Work required: Using the records that follow, copy every line containing the word "table".

☆ ☆ ☆ ☆ ☆ ☆ ☆

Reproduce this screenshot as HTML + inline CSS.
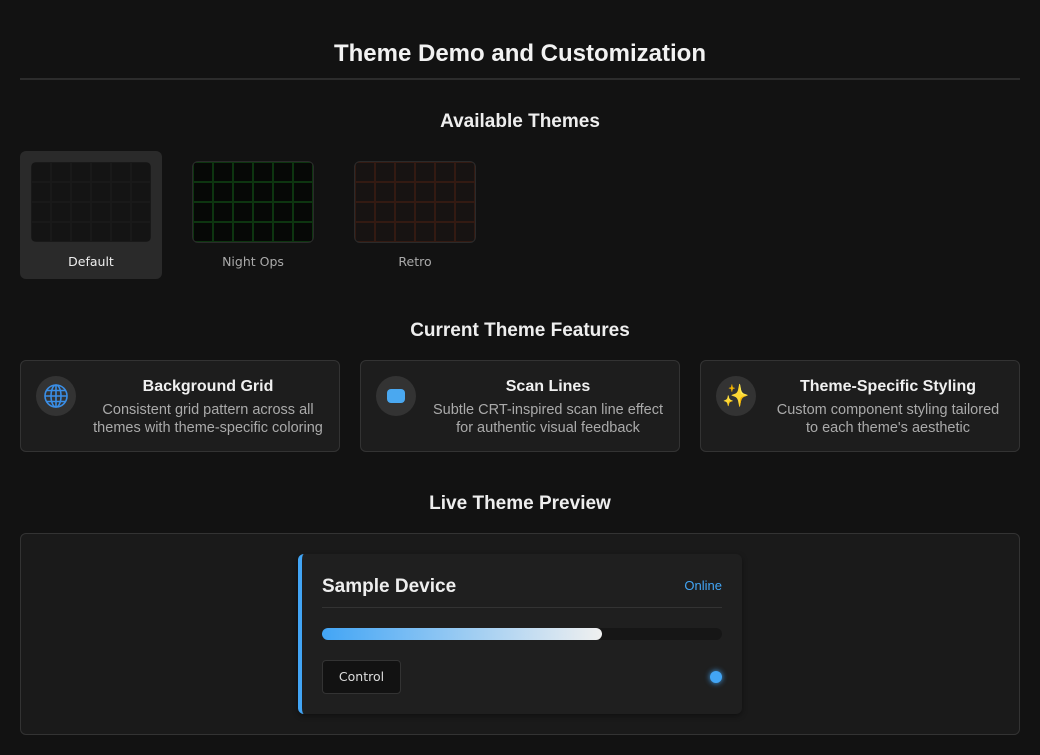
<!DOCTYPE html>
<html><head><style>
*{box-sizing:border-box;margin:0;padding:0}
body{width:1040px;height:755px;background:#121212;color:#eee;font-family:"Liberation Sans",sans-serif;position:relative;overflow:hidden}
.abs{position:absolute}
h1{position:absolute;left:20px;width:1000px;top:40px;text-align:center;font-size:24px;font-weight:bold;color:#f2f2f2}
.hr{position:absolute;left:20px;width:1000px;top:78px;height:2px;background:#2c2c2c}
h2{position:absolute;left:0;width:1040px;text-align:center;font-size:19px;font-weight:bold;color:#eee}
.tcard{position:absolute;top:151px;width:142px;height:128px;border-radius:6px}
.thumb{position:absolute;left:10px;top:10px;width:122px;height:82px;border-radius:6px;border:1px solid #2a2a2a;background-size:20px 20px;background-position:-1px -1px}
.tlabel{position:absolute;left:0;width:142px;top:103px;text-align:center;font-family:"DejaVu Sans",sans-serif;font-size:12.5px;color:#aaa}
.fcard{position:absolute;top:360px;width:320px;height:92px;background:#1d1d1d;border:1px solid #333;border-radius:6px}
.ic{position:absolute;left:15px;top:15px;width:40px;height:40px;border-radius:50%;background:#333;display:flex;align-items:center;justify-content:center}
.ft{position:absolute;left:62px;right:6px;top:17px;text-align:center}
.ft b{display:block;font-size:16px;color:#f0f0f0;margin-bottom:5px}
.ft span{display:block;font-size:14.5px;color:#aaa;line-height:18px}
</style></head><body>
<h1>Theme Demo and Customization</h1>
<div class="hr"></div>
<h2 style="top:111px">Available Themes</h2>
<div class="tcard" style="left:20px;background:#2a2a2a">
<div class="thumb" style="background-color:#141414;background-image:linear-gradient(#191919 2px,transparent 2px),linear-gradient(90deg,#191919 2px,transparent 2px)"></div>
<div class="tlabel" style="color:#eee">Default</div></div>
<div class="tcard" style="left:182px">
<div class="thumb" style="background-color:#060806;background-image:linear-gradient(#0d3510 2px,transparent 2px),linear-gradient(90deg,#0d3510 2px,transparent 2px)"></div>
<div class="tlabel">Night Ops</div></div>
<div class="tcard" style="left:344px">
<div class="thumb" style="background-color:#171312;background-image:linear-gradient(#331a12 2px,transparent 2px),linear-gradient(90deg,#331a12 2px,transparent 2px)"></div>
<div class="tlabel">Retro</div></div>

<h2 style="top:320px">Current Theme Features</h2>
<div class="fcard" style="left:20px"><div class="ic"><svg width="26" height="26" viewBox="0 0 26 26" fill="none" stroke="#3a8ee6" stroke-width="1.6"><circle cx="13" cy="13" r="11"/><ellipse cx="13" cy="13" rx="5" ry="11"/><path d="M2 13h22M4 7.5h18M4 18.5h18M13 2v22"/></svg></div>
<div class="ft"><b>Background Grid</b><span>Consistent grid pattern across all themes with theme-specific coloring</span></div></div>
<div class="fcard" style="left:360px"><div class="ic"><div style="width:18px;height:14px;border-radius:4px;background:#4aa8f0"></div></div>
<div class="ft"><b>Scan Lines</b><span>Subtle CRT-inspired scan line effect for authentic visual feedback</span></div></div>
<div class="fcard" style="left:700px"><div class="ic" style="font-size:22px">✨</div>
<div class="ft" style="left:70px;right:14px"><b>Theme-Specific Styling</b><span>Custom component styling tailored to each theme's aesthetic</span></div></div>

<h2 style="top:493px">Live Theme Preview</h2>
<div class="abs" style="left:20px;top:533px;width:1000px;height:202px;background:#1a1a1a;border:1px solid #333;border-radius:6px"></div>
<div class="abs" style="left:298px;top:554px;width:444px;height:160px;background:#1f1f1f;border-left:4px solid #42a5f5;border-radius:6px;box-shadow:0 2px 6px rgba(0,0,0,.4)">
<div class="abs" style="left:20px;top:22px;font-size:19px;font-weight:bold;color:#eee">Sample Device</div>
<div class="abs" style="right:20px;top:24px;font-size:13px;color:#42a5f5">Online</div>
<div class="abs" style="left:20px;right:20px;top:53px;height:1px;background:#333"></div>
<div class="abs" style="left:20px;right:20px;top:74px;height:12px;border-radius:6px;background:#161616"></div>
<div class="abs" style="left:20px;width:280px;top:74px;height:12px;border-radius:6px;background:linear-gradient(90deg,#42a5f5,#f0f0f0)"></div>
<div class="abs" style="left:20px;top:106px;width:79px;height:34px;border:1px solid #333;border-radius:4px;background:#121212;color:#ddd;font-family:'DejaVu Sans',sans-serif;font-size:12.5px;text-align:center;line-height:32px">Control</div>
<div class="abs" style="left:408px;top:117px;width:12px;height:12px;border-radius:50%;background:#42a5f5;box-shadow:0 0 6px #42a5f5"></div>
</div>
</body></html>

☆ ☆ ☆ ☆ ☆ ☆ ☆

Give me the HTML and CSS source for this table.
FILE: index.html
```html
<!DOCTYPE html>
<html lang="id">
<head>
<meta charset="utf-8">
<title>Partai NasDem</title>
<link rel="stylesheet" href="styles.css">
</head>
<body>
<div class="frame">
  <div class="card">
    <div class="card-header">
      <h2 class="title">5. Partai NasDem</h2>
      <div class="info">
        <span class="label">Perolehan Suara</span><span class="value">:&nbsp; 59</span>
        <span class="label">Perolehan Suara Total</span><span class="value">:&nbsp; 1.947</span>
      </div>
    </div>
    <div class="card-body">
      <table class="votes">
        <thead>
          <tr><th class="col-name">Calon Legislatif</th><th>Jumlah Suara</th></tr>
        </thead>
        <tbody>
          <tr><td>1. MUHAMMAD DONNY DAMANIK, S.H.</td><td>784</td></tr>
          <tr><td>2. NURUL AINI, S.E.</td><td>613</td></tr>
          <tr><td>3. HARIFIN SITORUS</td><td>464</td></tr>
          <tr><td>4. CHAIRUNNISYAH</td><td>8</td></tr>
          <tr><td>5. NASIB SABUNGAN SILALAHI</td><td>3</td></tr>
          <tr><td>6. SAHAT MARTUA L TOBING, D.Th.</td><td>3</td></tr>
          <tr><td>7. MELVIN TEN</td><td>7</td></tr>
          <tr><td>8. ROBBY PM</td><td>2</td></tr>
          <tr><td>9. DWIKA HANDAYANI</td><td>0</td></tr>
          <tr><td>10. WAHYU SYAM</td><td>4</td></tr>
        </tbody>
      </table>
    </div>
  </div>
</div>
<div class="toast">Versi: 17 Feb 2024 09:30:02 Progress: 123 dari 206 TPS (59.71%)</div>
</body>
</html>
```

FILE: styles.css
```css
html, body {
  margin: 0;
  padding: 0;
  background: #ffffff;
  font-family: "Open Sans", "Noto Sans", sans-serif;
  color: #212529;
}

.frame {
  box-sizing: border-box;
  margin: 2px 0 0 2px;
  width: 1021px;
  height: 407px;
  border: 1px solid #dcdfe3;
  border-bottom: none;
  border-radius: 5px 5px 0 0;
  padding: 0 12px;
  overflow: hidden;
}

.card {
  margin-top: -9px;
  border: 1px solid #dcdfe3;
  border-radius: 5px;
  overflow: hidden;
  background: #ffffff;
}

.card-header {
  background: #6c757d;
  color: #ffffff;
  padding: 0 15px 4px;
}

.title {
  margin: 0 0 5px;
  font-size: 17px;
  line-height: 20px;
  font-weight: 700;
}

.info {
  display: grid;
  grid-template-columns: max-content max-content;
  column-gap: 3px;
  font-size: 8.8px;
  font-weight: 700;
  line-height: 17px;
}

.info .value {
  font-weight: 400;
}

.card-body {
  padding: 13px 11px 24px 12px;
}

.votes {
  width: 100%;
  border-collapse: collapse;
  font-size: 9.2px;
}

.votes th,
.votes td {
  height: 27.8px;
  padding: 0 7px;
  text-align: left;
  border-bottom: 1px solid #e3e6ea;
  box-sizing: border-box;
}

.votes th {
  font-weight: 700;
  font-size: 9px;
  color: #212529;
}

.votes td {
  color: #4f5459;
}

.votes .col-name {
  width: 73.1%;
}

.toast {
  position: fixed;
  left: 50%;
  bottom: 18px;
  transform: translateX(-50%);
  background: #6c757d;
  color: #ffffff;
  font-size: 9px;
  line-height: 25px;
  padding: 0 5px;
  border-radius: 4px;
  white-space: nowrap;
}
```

☆ ☆ ☆ ☆ ☆ ☆ ☆

Result of this exercise:
Give me the HTML and CSS source for this table.
      <table class="votes">
      </table>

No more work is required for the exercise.